◆ PROBLEM STATEMENT: Give an exact transcription of every line, dropping the images.

** Begin GIVEN DATA **

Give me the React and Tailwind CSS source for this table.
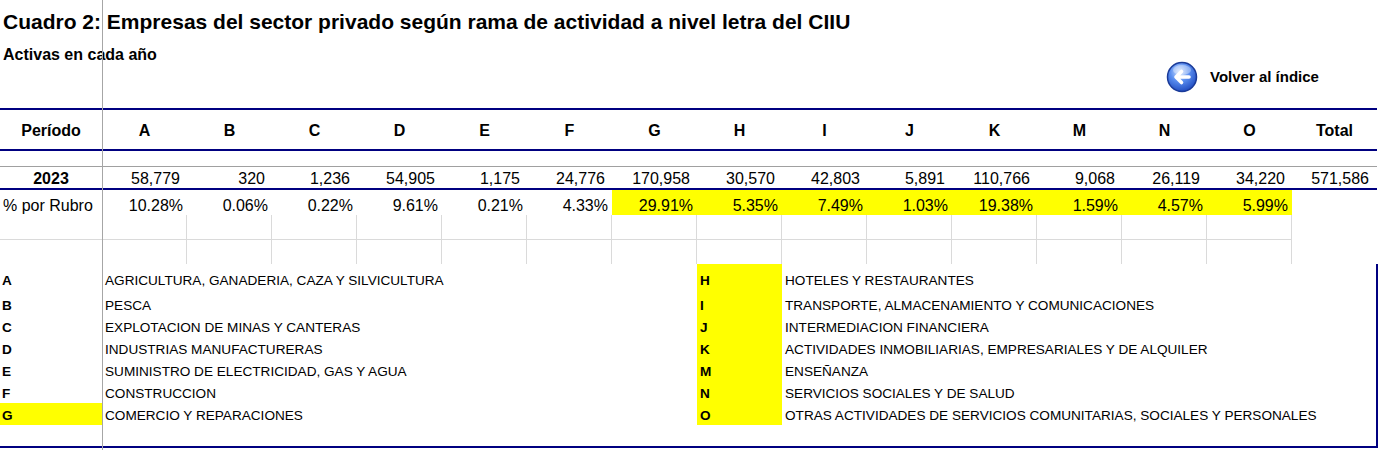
import React from "react";

const cols = ["A", "B", "C", "D", "E", "F", "G", "H", "I", "J", "K", "M", "N", "O"];

const values = ["58,779", "320", "1,236", "54,905", "1,175", "24,776", "170,958", "30,570", "42,803", "5,891", "110,766", "9,068", "26,119", "34,220"];

const shares = ["10.28%", "0.06%", "0.22%", "9.61%", "0.21%", "4.33%", "29.91%", "5.35%", "7.49%", "1.03%", "19.38%", "1.59%", "4.57%", "5.99%"];

const left = [
  ["A", "AGRICULTURA, GANADERIA, CAZA Y SILVICULTURA"],
  ["B", "PESCA"],
  ["C", "EXPLOTACION DE MINAS Y CANTERAS"],
  ["D", "INDUSTRIAS MANUFACTURERAS"],
  ["E", "SUMINISTRO DE ELECTRICIDAD, GAS Y AGUA"],
  ["F", "CONSTRUCCION"],
  ["G", "COMERCIO Y REPARACIONES"],
];

const right = [
  ["H", "HOTELES Y RESTAURANTES"],
  ["I", "TRANSPORTE, ALMACENAMIENTO Y COMUNICACIONES"],
  ["J", "INTERMEDIACION FINANCIERA"],
  ["K", "ACTIVIDADES INMOBILIARIAS, EMPRESARIALES Y DE ALQUILER"],
  ["M", "ENSEÑANZA"],
  ["N", "SERVICIOS SOCIALES Y DE SALUD"],
  ["O", "OTRAS ACTIVIDADES DE SERVICIOS COMUNITARIAS, SOCIALES Y PERSONALES"],
];

function BackIcon() {
  return (
    <svg width="32" height="32" viewBox="0 0 32 32">
      <defs>
        <radialGradient id="bk" cx="42%" cy="32%" r="72%">
          <stop offset="0" stopColor="#d6e6ff" />
          <stop offset="0.45" stopColor="#5b8ff0" />
          <stop offset="1" stopColor="#1c47bd" />
        </radialGradient>
      </defs>
      <circle cx="16" cy="16" r="14.5" fill="url(#bk)" stroke="#1a3a98" strokeWidth="1.5" />
      <ellipse cx="16" cy="9" rx="9" ry="5" fill="#ffffff" opacity="0.35" />
      <path d="M23 16H10.5M15.5 10.5L10 16l5.5 5.5" fill="none" stroke="#ffffff" strokeWidth="3.6" strokeLinecap="round" strokeLinejoin="round" />
    </svg>
  );
}

export default function App() {
  const grid = "grid grid-cols-[102px_repeat(15,85px)]";

  return (
    <div className="relative h-[450px] w-[1383px] overflow-hidden bg-white text-black font-['Liberation_Sans',Arial,sans-serif]">
      {/* frozen pane divider */}
      <div className="pointer-events-none absolute inset-y-0 left-[102px] z-10 w-px bg-[#a6a6a6]" />

      <div className="flex h-[40px] items-center pl-[3px] pt-[2px] text-[21px] font-bold leading-none">
        Cuadro 2: Empresas del sector privado según rama de actividad a nivel letra del CIIU
      </div>

      <div className="flex h-[68px]">
        <div className="w-[1166px] pl-[3px] pt-[6px] text-[16px] font-bold leading-[18px]">
          Activas en cada año
        </div>
        <div className="mt-[21px] flex h-[32px] items-center gap-[12px]">
          <BackIcon />
          <span className="text-[15px] font-bold">Volver al índice</span>
        </div>
      </div>

      <div className="w-[1377px]">
        <div className="h-[2px] bg-[#000080]" />
        <div className={`${grid} h-[39px] items-center pt-[3px] text-center text-[16px] font-bold`}>
          <div>Período</div>
          {cols.map((c) => (
            <div key={c}>{c}</div>
          ))}
          <div>Total</div>
        </div>
        <div className="h-[2px] bg-[#000080]" />
        <div className="h-[16px] border-b border-[#a0a0a0]" />

        <div className={`${grid} h-[21px] items-center pt-[3px] text-[16px] leading-none`}>
          <div className="text-center font-bold">2023</div>
          {values.map((v, i) => (
            <div key={i} className="pr-[7px] text-right">
              {v}
            </div>
          ))}
          <div className="pr-[8px] text-right">571,586</div>
        </div>
        <div className="h-[2px] bg-[#000080]" />

        <div className={`${grid} h-[25px] text-[16px] leading-none`}>
          <div className="pl-[3px] pt-[8px]">% por Rubro</div>
          {shares.map((s, i) => (
            <div key={i} className={`pr-[4px] pt-[8px] text-right ${i >= 6 ? "bg-[#ffff00]" : ""}`}>
              {s}
            </div>
          ))}
          <div />
        </div>

        <div className={`${grid} h-[25px]`}>
          <div className="border-b border-[#dadada]" />
          {cols.map((c) => (
            <div key={c} className="border-b border-r border-[#dadada]" />
          ))}
          <div />
        </div>
        <div className={`${grid} h-[24px]`}>
          <div />
          {cols.map((c) => (
            <div key={c} className="border-r border-[#dadada]" />
          ))}
          <div />
        </div>
      </div>

      <div className="h-[184px] w-[1378px] border-b-2 border-r-2 border-[#000080]">
        <div className="grid grid-cols-[102px_595px_85px_595px] text-[13.6px] leading-none">
          {left.map(([lk, ld], i) => {
            const [rk, rd] = right[i];
            const h = i === 0 ? "h-[29px] items-end pb-[5px]" : "h-[22px] items-center pt-[3px]";
            return (
              <React.Fragment key={lk}>
                <div className={`${h} flex pl-[2px] font-bold ${lk === "G" ? "bg-[#ffff00]" : ""}`}>{lk}</div>
                <div className={`${h} flex pl-[3px]`}>{ld}</div>
                <div className={`${h} flex bg-[#ffff00] pl-[3px] font-bold`}>{rk}</div>
                <div className={`${h} flex pl-[3px]`}>{rd}</div>
              </React.Fragment>
            );
          })}
        </div>
      </div>
    </div>
  );
}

** End GIVEN DATA **

◆ FINAL RESULT:
Give me the React and Tailwind CSS source for this table.
import React from "react";

const cols = ["A", "B", "C", "D", "E", "F", "G", "H", "I", "J", "K", "M", "N", "O"];

const values = ["58,779", "320", "1,236", "54,905", "1,175", "24,776", "170,958", "30,570", "42,803", "5,891", "110,766", "9,068", "26,119", "34,220"];

const shares = ["10.28%", "0.06%", "0.22%", "9.61%", "0.21%", "4.33%", "29.91%", "5.35%", "7.49%", "1.03%", "19.38%", "1.59%", "4.57%", "5.99%"];

const left = [
  ["A", "AGRICULTURA, GANADERIA, CAZA Y SILVICULTURA"],
  ["B", "PESCA"],
  ["C", "EXPLOTACION DE MINAS Y CANTERAS"],
  ["D", "INDUSTRIAS MANUFACTURERAS"],
  ["E", "SUMINISTRO DE ELECTRICIDAD, GAS Y AGUA"],
  ["F", "CONSTRUCCION"],
  ["G", "COMERCIO Y REPARACIONES"],
];

const right = [
  ["H", "HOTELES Y RESTAURANTES"],
  ["I", "TRANSPORTE, ALMACENAMIENTO Y COMUNICACIONES"],
  ["J", "INTERMEDIACION FINANCIERA"],
  ["K", "ACTIVIDADES INMOBILIARIAS, EMPRESARIALES Y DE ALQUILER"],
  ["M", "ENSEÑANZA"],
  ["N", "SERVICIOS SOCIALES Y DE SALUD"],
  ["O", "OTRAS ACTIVIDADES DE SERVICIOS COMUNITARIAS, SOCIALES Y PERSONALES"],
];

function BackIcon() {
  return (
    <svg width="32" height="32" viewBox="0 0 32 32">
      <defs>
        <radialGradient id="bk" cx="42%" cy="32%" r="72%">
          <stop offset="0" stopColor="#d6e6ff" />
          <stop offset="0.45" stopColor="#5b8ff0" />
          <stop offset="1" stopColor="#1c47bd" />
        </radialGradient>
      </defs>
      <circle cx="16" cy="16" r="14.5" fill="url(#bk)" stroke="#1a3a98" strokeWidth="1.5" />
      <ellipse cx="16" cy="9" rx="9" ry="5" fill="#ffffff" opacity="0.35" />
      <path d="M23 16H10.5M15.5 10.5L10 16l5.5 5.5" fill="none" stroke="#ffffff" strokeWidth="3.6" strokeLinecap="round" strokeLinejoin="round" />
    </svg>
  );
}

export default function App() {
  const grid = "grid grid-cols-[102px_repeat(15,85px)]";

  return (
    <div className="relative h-[450px] w-[1383px] overflow-hidden bg-white text-black font-['Liberation_Sans',Arial,sans-serif]">
      {/* frozen pane divider */}
      <div className="pointer-events-none absolute inset-y-0 left-[102px] z-10 w-px bg-[#a6a6a6]" />

      <div className="flex h-[40px] items-center pl-[3px] pt-[2px] text-[21px] font-bold leading-none">
        Cuadro 2: Empresas del sector privado según rama de actividad a nivel letra del CIIU
      </div>

      <div className="flex h-[68px]">
        <div className="w-[1166px] pl-[3px] pt-[6px] text-[16px] font-bold leading-[18px]">
          Activas en cada año
        </div>
        <div className="mt-[21px] flex h-[32px] items-center gap-[12px]">
          <BackIcon />
          <span className="text-[15px] font-bold">Volver al índice</span>
        </div>
      </div>

      <div className="w-[1377px]">
        <div className="h-[2px] bg-[#000080]" />
        <div className={`${grid} h-[39px] items-center pt-[3px] text-center text-[16px] font-bold`}>
          <div>Período</div>
          {cols.map((c) => (
            <div key={c}>{c}</div>
          ))}
          <div>Total</div>
        </div>
        <div className="h-[2px] bg-[#000080]" />
        <div className="h-[16px] border-b border-[#a0a0a0]" />

        <div className={`${grid} h-[21px] items-center pt-[3px] text-[16px] leading-none`}>
          <div className="text-center font-bold">2023</div>
          {values.map((v, i) => (
            <div key={i} className="pr-[7px] text-right">
              {v}
            </div>
          ))}
          <div className="pr-[8px] text-right">571,586</div>
        </div>
        <div className="h-[2px] bg-[#000080]" />

        <div className={`${grid} h-[25px] text-[16px] leading-none`}>
          <div className="pl-[3px] pt-[8px]">% por Rubro</div>
          {shares.map((s, i) => (
            <div key={i} className={`pr-[4px] pt-[8px] text-right ${i >= 6 ? "bg-[#ffff00]" : ""}`}>
              {s}
            </div>
          ))}
          <div />
        </div>

        <div className={`${grid} h-[25px]`}>
          <div className="border-b border-[#dadada]" />
          {cols.map((c) => (
            <div key={c} className="border-b border-r border-[#dadada]" />
          ))}
          <div />
        </div>
        <div className={`${grid} h-[24px]`}>
          <div />
          {cols.map((c) => (
            <div key={c} className="border-r border-[#dadada]" />
          ))}
          <div />
        </div>
      </div>

      <div className="h-[184px] w-[1378px] border-b-2 border-r-2 border-[#000080]">
        <div className="grid grid-cols-[102px_595px_85px_595px] text-[13.6px] leading-none">
          {left.map(([lk, ld], i) => {
            const [rk, rd] = right[i];
            const h = i === 0 ? "h-[29px] items-end pb-[5px]" : "h-[22px] items-center pt-[3px]";
            return (
              <React.Fragment key={lk}>
                <div className={`${h} flex pl-[2px] font-bold ${lk === "G" ? "bg-[#ffff00]" : ""}`}>{lk}</div>
                <div className={`${h} flex pl-[3px]`}>{ld}</div>
                <div className={`${h} flex bg-[#ffff00] pl-[3px] font-bold`}>{rk}</div>
                <div className={`${h} flex pl-[3px]`}>{rd}</div>
              </React.Fragment>
            );
          })}
        </div>
      </div>
    </div>
  );
}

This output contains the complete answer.